La filmographie de Philippe Lioret, auteur assez rare mais constant tout autant que cinéaste du réel et des sentiments approuvé, ressemble presque à un sans-faute. Du culte et magnifique « Je vais bien, ne t’en fais pas » en passant par le césarisé « Welcome » ou le moins connu mais tout aussi beau « Le fils de Jean », tous ces films nous ont touchés, émus et embarquées dans leur tourbillon d’affects et d’émotions. De le voir s’attaquer à une transposition de la plus célèbre des pièces de Shakespeare, en l’occurrence « Roméo et Juliette », nous semblait quelque peu cavalier voire étrange de la part de cet auteur. Et bien on aurait eu tort de ne pas lui faire confiance tant il nous prouve encore une fois la maestria et la perfection de son cinéma. Il parvient à faire sienne cette illustre pièce en gommant certains aspects. Notamment et forcément les côtés trop théâtraux mais aussi ses envolées lyriques et romantiques, parfois poussives et propres à l’époque où elle se déroule, pour l’ancrer dans le réel de la France d’aujourd’hui.
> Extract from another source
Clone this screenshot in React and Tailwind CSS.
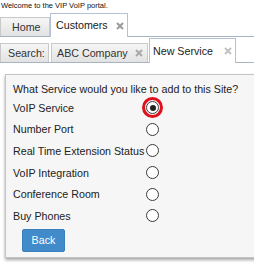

« 16 ans » est donc à la fois un puissant drame social où la différence de milieu et de religion est un frein à l’amour mais où la puissance de celui-ci n’a que faire des embûches sociales et culturelles. En une heure et trente minutes top chrono, il parvient à nous faire pleurer par la beauté et la tristesse de ce qui se joue, à nous faire frémir par l’engrenage infernal dans lequel les deux tourtereaux se retrouvent et à nous faire réfléchir par les tenants et aboutissants de la fracture sociale qui impactent sur la relation des deux protagonistes. Et comme toujours chez le cinéaste, très grand directeur d’acteurs, tout sonne juste, tout raisonne vrai. Dès le départ on croit à ce coup de foudre qui nous fait vibrer comme à seize ans. Durant tout le film, on a une boule au ventre à chaque nouvel élément perturbateur d’une relation qui devient quasiment impossible.
La bonne idée de Lioret est de n’avoir choisi que des acteurs quasiment inconnus, notamment dans les rôles principaux, facilitant le processus d’identification et ne laissant aucune idée préconçue sur un acteur nous détourner de son rôle et de ce qui se joue. L’osmose entre les deux jeunes acteurs principaux est d’ailleurs indéniable, la direction de casting a bien fait son travail. De plus, tous les rôles secondaires sont impeccablement joués, évitant les clichés (notamment Nassim Lyes dans le rôle du grand frère invasif et plein de haine). Et ce qui est fort c’est que l’on peut se mettre à la place de chacun des personnages et les comprendre, les frontières entre le bien et le mal, la raison et les torts étant parfaitement poreuses ici. On n’en déteste aucun, leurs motivations imprégnées par le rang social et de différences culturelles sont toutes légitimes et compréhensibles. Et lorsque la fin arrive, on est en miettes comme les protagonistes, écœurés par le gâchis auquel on vient d’assister. Jusqu’aux scènes d’épilogue, toutes plus édifiantes et rageantes les unes que les autres. « 16 ans » est un petit grand film et ces Roméo et Juliette des temps modernes nous ont déchiré le cœur.